## What the exercise asks:
The complete listing should be restated exactly.

## Information provided:

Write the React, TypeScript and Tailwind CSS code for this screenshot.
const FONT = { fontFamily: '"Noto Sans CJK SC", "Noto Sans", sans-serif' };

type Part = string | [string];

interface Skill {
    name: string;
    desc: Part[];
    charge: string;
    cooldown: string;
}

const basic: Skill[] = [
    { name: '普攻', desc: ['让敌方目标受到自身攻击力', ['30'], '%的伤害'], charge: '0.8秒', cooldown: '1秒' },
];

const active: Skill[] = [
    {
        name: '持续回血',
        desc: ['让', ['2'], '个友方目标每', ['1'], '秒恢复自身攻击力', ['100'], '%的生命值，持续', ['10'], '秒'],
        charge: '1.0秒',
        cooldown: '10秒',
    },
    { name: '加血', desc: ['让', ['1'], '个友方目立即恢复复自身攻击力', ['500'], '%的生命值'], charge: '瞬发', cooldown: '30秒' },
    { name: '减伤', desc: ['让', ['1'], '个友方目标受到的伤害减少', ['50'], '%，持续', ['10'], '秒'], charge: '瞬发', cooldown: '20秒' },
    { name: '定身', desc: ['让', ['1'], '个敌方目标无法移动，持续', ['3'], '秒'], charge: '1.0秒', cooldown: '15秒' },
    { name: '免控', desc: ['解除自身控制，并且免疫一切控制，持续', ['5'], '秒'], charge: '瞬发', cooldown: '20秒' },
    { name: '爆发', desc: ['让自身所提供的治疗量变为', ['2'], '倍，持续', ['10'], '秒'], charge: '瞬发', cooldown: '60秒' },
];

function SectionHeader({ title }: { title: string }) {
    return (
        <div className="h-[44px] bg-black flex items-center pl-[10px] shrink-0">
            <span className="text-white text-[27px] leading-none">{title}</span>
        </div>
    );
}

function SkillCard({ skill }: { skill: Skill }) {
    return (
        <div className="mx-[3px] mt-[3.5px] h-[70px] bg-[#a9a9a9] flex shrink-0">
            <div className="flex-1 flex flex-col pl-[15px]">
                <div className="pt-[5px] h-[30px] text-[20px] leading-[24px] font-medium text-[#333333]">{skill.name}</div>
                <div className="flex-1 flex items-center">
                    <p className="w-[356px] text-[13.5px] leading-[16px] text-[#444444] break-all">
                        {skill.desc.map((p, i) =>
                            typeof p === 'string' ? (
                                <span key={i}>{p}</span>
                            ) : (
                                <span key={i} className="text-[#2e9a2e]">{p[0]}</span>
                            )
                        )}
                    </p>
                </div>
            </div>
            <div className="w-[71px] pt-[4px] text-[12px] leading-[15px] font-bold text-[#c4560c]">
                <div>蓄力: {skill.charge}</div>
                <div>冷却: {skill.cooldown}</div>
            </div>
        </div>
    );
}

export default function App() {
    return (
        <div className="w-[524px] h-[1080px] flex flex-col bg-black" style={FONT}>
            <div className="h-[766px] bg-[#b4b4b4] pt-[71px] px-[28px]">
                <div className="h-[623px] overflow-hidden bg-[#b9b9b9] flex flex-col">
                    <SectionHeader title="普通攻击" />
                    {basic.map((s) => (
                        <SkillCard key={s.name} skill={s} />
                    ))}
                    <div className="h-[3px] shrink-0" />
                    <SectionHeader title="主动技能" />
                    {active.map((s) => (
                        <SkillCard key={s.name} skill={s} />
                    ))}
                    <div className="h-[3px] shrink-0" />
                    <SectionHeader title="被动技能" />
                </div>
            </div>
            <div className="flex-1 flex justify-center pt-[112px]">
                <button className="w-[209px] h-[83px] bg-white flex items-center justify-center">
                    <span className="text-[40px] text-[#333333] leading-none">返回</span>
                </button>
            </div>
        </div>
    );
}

## Finished answer:
Write the React, TypeScript and Tailwind CSS code for this screenshot.
const FONT = { fontFamily: '"Noto Sans CJK SC", "Noto Sans", sans-serif' };

type Part = string | [string];

interface Skill {
    name: string;
    desc: Part[];
    charge: string;
    cooldown: string;
}

const basic: Skill[] = [
    { name: '普攻', desc: ['让敌方目标受到自身攻击力', ['30'], '%的伤害'], charge: '0.8秒', cooldown: '1秒' },
];

const active: Skill[] = [
    {
        name: '持续回血',
        desc: ['让', ['2'], '个友方目标每', ['1'], '秒恢复自身攻击力', ['100'], '%的生命值，持续', ['10'], '秒'],
        charge: '1.0秒',
        cooldown: '10秒',
    },
    { name: '加血', desc: ['让', ['1'], '个友方目立即恢复复自身攻击力', ['500'], '%的生命值'], charge: '瞬发', cooldown: '30秒' },
    { name: '减伤', desc: ['让', ['1'], '个友方目标受到的伤害减少', ['50'], '%，持续', ['10'], '秒'], charge: '瞬发', cooldown: '20秒' },
    { name: '定身', desc: ['让', ['1'], '个敌方目标无法移动，持续', ['3'], '秒'], charge: '1.0秒', cooldown: '15秒' },
    { name: '免控', desc: ['解除自身控制，并且免疫一切控制，持续', ['5'], '秒'], charge: '瞬发', cooldown: '20秒' },
    { name: '爆发', desc: ['让自身所提供的治疗量变为', ['2'], '倍，持续', ['10'], '秒'], charge: '瞬发', cooldown: '60秒' },
];

function SectionHeader({ title }: { title: string }) {
    return (
        <div className="h-[44px] bg-black flex items-center pl-[10px] shrink-0">
            <span className="text-white text-[27px] leading-none">{title}</span>
        </div>
    );
}

function SkillCard({ skill }: { skill: Skill }) {
    return (
        <div className="mx-[3px] mt-[3.5px] h-[70px] bg-[#a9a9a9] flex shrink-0">
            <div className="flex-1 flex flex-col pl-[15px]">
                <div className="pt-[5px] h-[30px] text-[20px] leading-[24px] font-medium text-[#333333]">{skill.name}</div>
                <div className="flex-1 flex items-center">
                    <p className="w-[356px] text-[13.5px] leading-[16px] text-[#444444] break-all">
                        {skill.desc.map((p, i) =>
                            typeof p === 'string' ? (
                                <span key={i}>{p}</span>
                            ) : (
                                <span key={i} className="text-[#2e9a2e]">{p[0]}</span>
                            )
                        )}
                    </p>
                </div>
            </div>
            <div className="w-[71px] pt-[4px] text-[12px] leading-[15px] font-bold text-[#c4560c]">
                <div>蓄力: {skill.charge}</div>
                <div>冷却: {skill.cooldown}</div>
            </div>
        </div>
    );
}

export default function App() {
    return (
        <div className="w-[524px] h-[1080px] flex flex-col bg-black" style={FONT}>
            <div className="h-[766px] bg-[#b4b4b4] pt-[71px] px-[28px]">
                <div className="h-[623px] overflow-hidden bg-[#b9b9b9] flex flex-col">
                    <SectionHeader title="普通攻击" />
                    {basic.map((s) => (
                        <SkillCard key={s.name} skill={s} />
                    ))}
                    <div className="h-[3px] shrink-0" />
                    <SectionHeader title="主动技能" />
                    {active.map((s) => (
                        <SkillCard key={s.name} skill={s} />
                    ))}
                    <div className="h-[3px] shrink-0" />
                    <SectionHeader title="被动技能" />
                </div>
            </div>
            <div className="flex-1 flex justify-center pt-[112px]">
                <button className="w-[209px] h-[83px] bg-white flex items-center justify-center">
                    <span className="text-[40px] text-[#333333] leading-none">返回</span>
                </button>
            </div>
        </div>
    );
}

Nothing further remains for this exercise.